Predicting the Unpredictable- Analysing Rowing in Cambridge pt. 1
Want to share your content on R-bloggers? click here if you have a blog, or here if you don't.
In my free time away from PhD and data science work, I (used to) enjoy rowing. Aside from obvious benefits like socialising, providing a (very intense) workout, seeing the outdoors at least a few times a week… there are really two things that I love(d) about rowing:
- It’s the sport that is closest to a simple engineering problem. Going fast basically boils down to how in time and how hard you can get 1-8 guys to move an oar through the water. Realistically, you could probably model how good a boat of guys will row just by tracking them on a rowing machine (and I have suspicions that this is what British Rowing etc. do for national teams).
- I learnt to row as an undergraduate at Oxford, and really got serious about it as a postgraduate student at Cambridge. This might seem like a irrelevant detail but it’s not.
How rowing usually works
Generally when racing boats, some n number of rowing crews line up alongside each other, and row straight down a lake (usually ~2km). The first boat to cross the finish line is generally considered the winner. For an example of such a race, see this Olympic final from 2012:
You might notice that there are four men in each boat here, each of whom are rowing. This works well on a reservoir where this race was held, but not so well on (e.g.) the River Cam that flows through Cambridge, which is both a pretty thin river, and has lots of tight corners.
How rowing in Cambridge/Oxford works
Instead of these rivers, boat typically contain 8 rowers, and one cox, who is responsible for steering the boat. In lieu of the space needed to row side by side, various races across the year are run as time trials down a portion of the river. The real highlight of the year however, are two four day competitions in which crews line up one-behind-the-other and attempt to chase down and ‘bump’ the crew ahead (before being chased down themselves).
Upon hitting the boat that starts ahead, the two crews switch places the next day and then the race is run again, until hopefully, the positions roughly reflect the speeds of the boats.
Predicting bumps races
Generally therefore, if two boats line up for a bumps race, the faster one should catch the slower boat (or if the positions are reversed, the faster boat should fail to be caught by the slower boat behind).

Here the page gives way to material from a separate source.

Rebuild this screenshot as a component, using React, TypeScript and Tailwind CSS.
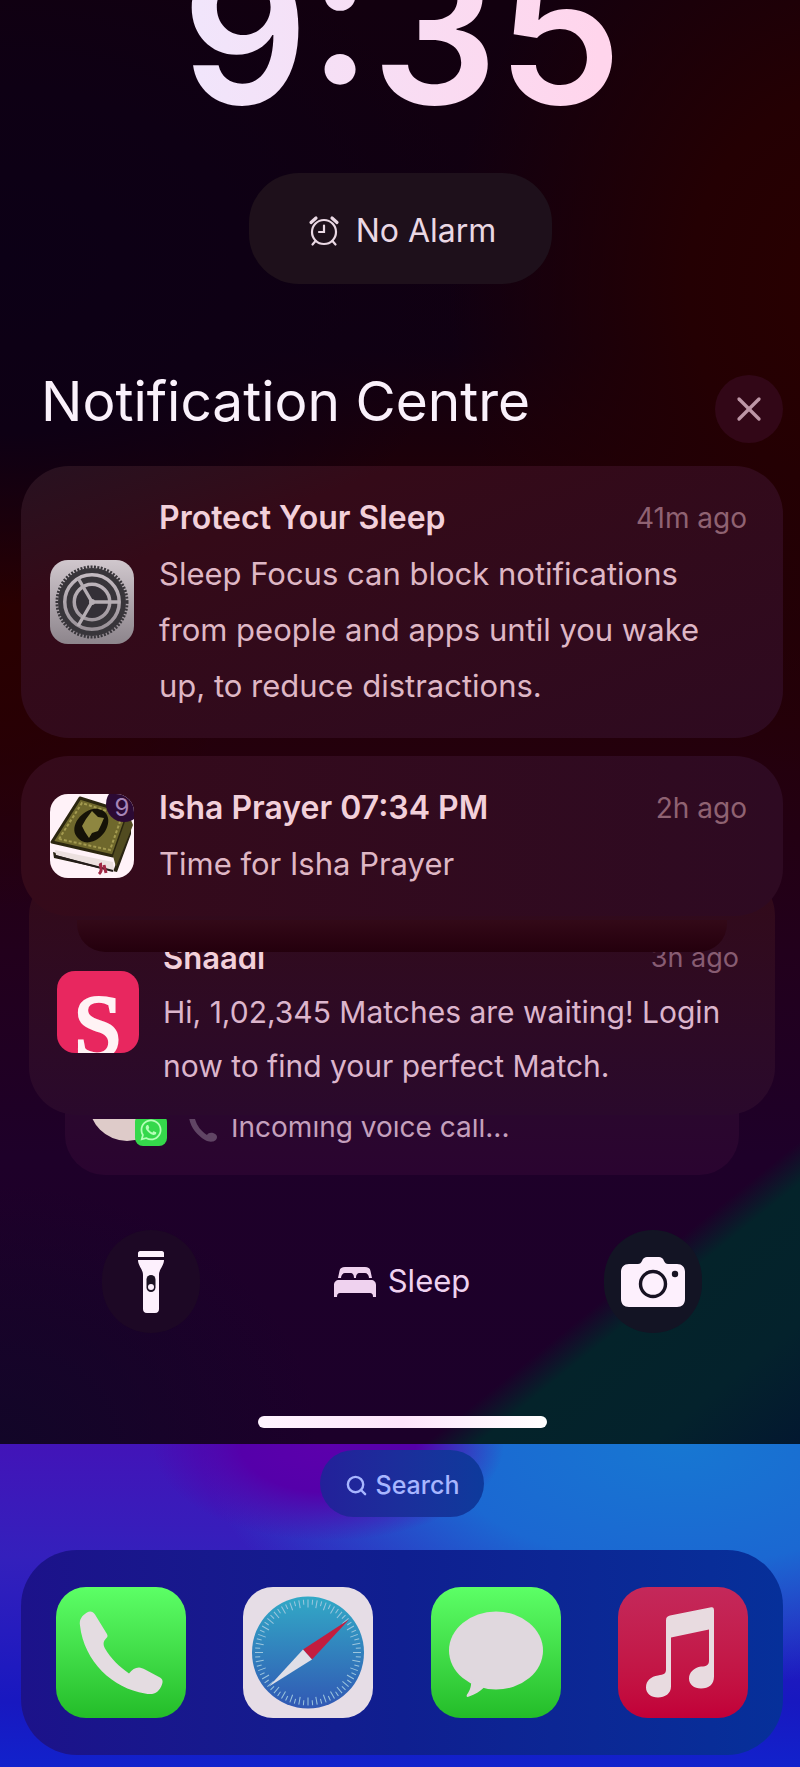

It should be fairly easy to predict bumps races, but it isn’t. The nature of the relative inexperience of lots of crews, the panic of the races, and the pretty tight course means mistakes are made early and often.
However, I wanted to see how possible it was. The only real data to train predictions on are the time-trial races that happen before bumps, so I’m going to see how well it’s possible to model a bumps race using the implied speeds of crews from these previous time trials.
Libraries and Data
For this post, I’m only going to do some simple munging and logistic regression, so I only need the (new) version of the Tidyverse (as I’m also going to play with pivot_longer and pivot_shorter for the first time).
library(tidyverse)
The data comes from my own scraping of race results on the river cam over the last ten years. I’ll eventually package this up properly. For now it can be found at my Github. Today I’ll just read in the raw .csv files.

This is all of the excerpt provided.